Not saying his not a good comedian, he is very good, but I think people are
sort of put off taking him seriously because of it. I'm sure this is true of
many comedians.

Oh also, here in the UK, his is an easy tabloid target. Which is the game he
alludes to. Tabloid----> media----> big business---> government--->
establishment. He attacks the lot, and they really don't like it one little
bit.

BTW, fantastic to see this resonates with the HN crowd. Never saw that one
coming. :)

Edit: Added

I've just realised something. Brand is a sort of "hacker", ish. Often here we
talk about "disruption" in a particular market, and seeing how that market
changes or responds. Well, read this bit:

"I could see the room dividing as I spoke. I could hear the laughter of some
and louder still silence of others. I realised that for some people this was
regarded as an event with import. The magazine, the sponsors and some of those
in attendance saw it as a kind of ceremony that warranted respect. In effect,
it is a corporate ritual, an alliance between a media organisation, GQ, and a
commercial entity, Hugo Boss.
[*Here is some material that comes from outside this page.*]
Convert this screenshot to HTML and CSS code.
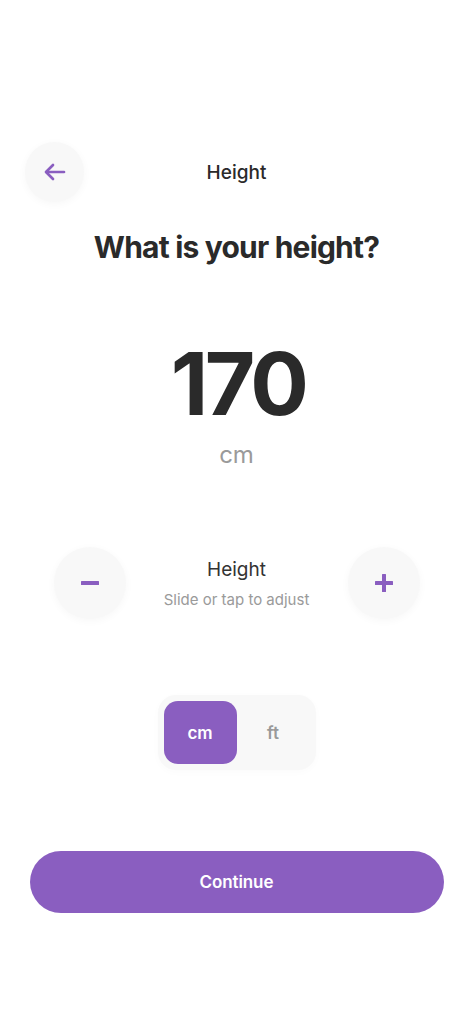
FILE: index.html
```html
<!DOCTYPE html>
<html lang="en">
<head>
<meta charset="utf-8">
<title>Height</title>
<link rel="stylesheet" href="styles.css">
</head>
<body>
<main class="screen">
  <header class="topbar">
    <button class="circle-btn back" aria-label="Back">
      <svg width="24" height="24" viewBox="0 0 24 24" fill="none" stroke="#8a5ec0" stroke-width="2.7" stroke-linecap="round" stroke-linejoin="round"><path d="M21 12H3.5"/><path d="M10 5L3 12L10 19"/></svg>
    </button>
    <div class="topbar-title">Height</div>
    <div class="spacer"></div>
  </header>

  <h1 class="question">What is your height?</h1>

  <div class="value">170</div>
  <div class="unit">cm</div>

  <section class="adjust">
    <button class="circle-btn big" aria-label="Decrease">
      <svg width="20" height="20" viewBox="0 0 20 20"><rect x="1" y="8" width="18" height="4" rx="0.5" fill="#8a5ec0"/></svg>
    </button>
    <div class="adjust-text">
      <div class="adjust-title">Height</div>
      <div class="adjust-hint">Slide or tap to adjust</div>
    </div>
    <button class="circle-btn big" aria-label="Increase">
      <svg width="20" height="20" viewBox="0 0 20 20"><rect x="1" y="8" width="18" height="4" rx="0.5" fill="#8a5ec0"/><rect x="8" y="1" width="4" height="18" rx="0.5" fill="#8a5ec0"/></svg>
    </button>
  </section>

  <div class="toggle">
    <button class="seg active">cm</button>
    <button class="seg">ft</button>
  </div>

  <button class="continue">Continue</button>
</main>
</body>
</html>
```
FILE: styles.css
```css
* { box-sizing: border-box; }
html, body { margin: 0; padding: 0; background: #ffffff; }
body { font-family: Inter, "Noto Sans", "Liberation Sans", sans-serif; color: #2a2a2a; }
button { font-family: inherit; border: none; padding: 0; cursor: pointer; }

.screen {
  width: 473px;
  min-height: 1024px;
  display: flex;
  flex-direction: column;
  align-items: center;
  padding-top: 142px;
}

.topbar {
  width: 100%;
  display: grid;
  grid-template-columns: 60px 1fr 60px;
  align-items: center;
  padding: 0 25px 0 25px;
}
.circle-btn {
  display: flex;
  align-items: center;
  justify-content: center;
  border-radius: 50%;
  background: #f8f8f8;
  box-shadow: 0 2px 8px rgba(0,0,0,0.035);
}
.back { width: 59px; height: 60px; }
.topbar-title {
  text-align: center;
  font-size: 19px;
  font-weight: 500;
  color: #2a2a2a;
}

.question {
  margin: 27px 0 0 0;
  font-size: 30px;
  line-height: 36px;
  font-weight: 700;
  color: #2a2a2a;
  letter-spacing: -0.8px;
}

.value {
  margin-top: 75px;
  padding-left: 3px;
  font-size: 87px;
  line-height: 87px;
  font-weight: 700;
  color: #2a2a2a;
  letter-spacing: -3.7px;
}
.unit {
  margin-top: 16px;
  font-size: 24px;
  line-height: 24px;
  color: #9a9a9a;
  font-weight: 400;
}

.adjust {
  margin-top: 80px;
  width: 366px;
  display: flex;
  align-items: center;
  justify-content: space-between;
}
.big { width: 72px; height: 72px; }
.adjust-text { text-align: center; padding-top: 2px; }
.adjust-title { font-size: 19px; line-height: 24px; color: #333; }
.adjust-hint { margin-top: 8px; font-size: 15px; line-height: 20px; color: #9a9a9a; }

.toggle {
  margin-top: 76px;
  display: flex;
  padding: 6px;
  border-radius: 18px;
  background: #f8f8f8;
  box-shadow: 0 2px 8px rgba(0,0,0,0.02);
}
.seg {
  width: 73px;
  height: 63px;
  border-radius: 14px;
  background: transparent;
  font-size: 17px;
  font-weight: 600;
  color: #9a9a9a;
}
.seg.active { background: #8a5ec0; color: #ffffff; }

.continue {
  margin-top: 81px;
  width: 414px;
  height: 62px;
  border-radius: 31px;
  background: #8a5ec0;
  color: #ffffff;
  font-size: 17px;
  font-weight: 600;
  letter-spacing: -0.1px;
}
```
What dawned on me as the night went on is that
even in apparently frivolous conditions the establishment asserts control, and
won't tolerate having that assertion challenged, even flippantly, by that most
beautifully adept tool: comedy.

The jokes about Hugo Boss were not intended to herald a campaign to destroy
them. They're not Monsanto or Halliburton, the contemporary corporate allies
of modern-day fascism; they are, I thought, an irrelevant menswear supplier
with a double-dodgy history. The evening, though, provided an interesting
opportunity to see how power structures preserve their agenda, even in a
chintzy microcosm."

Am I right in seeing that as hacking the ceremony?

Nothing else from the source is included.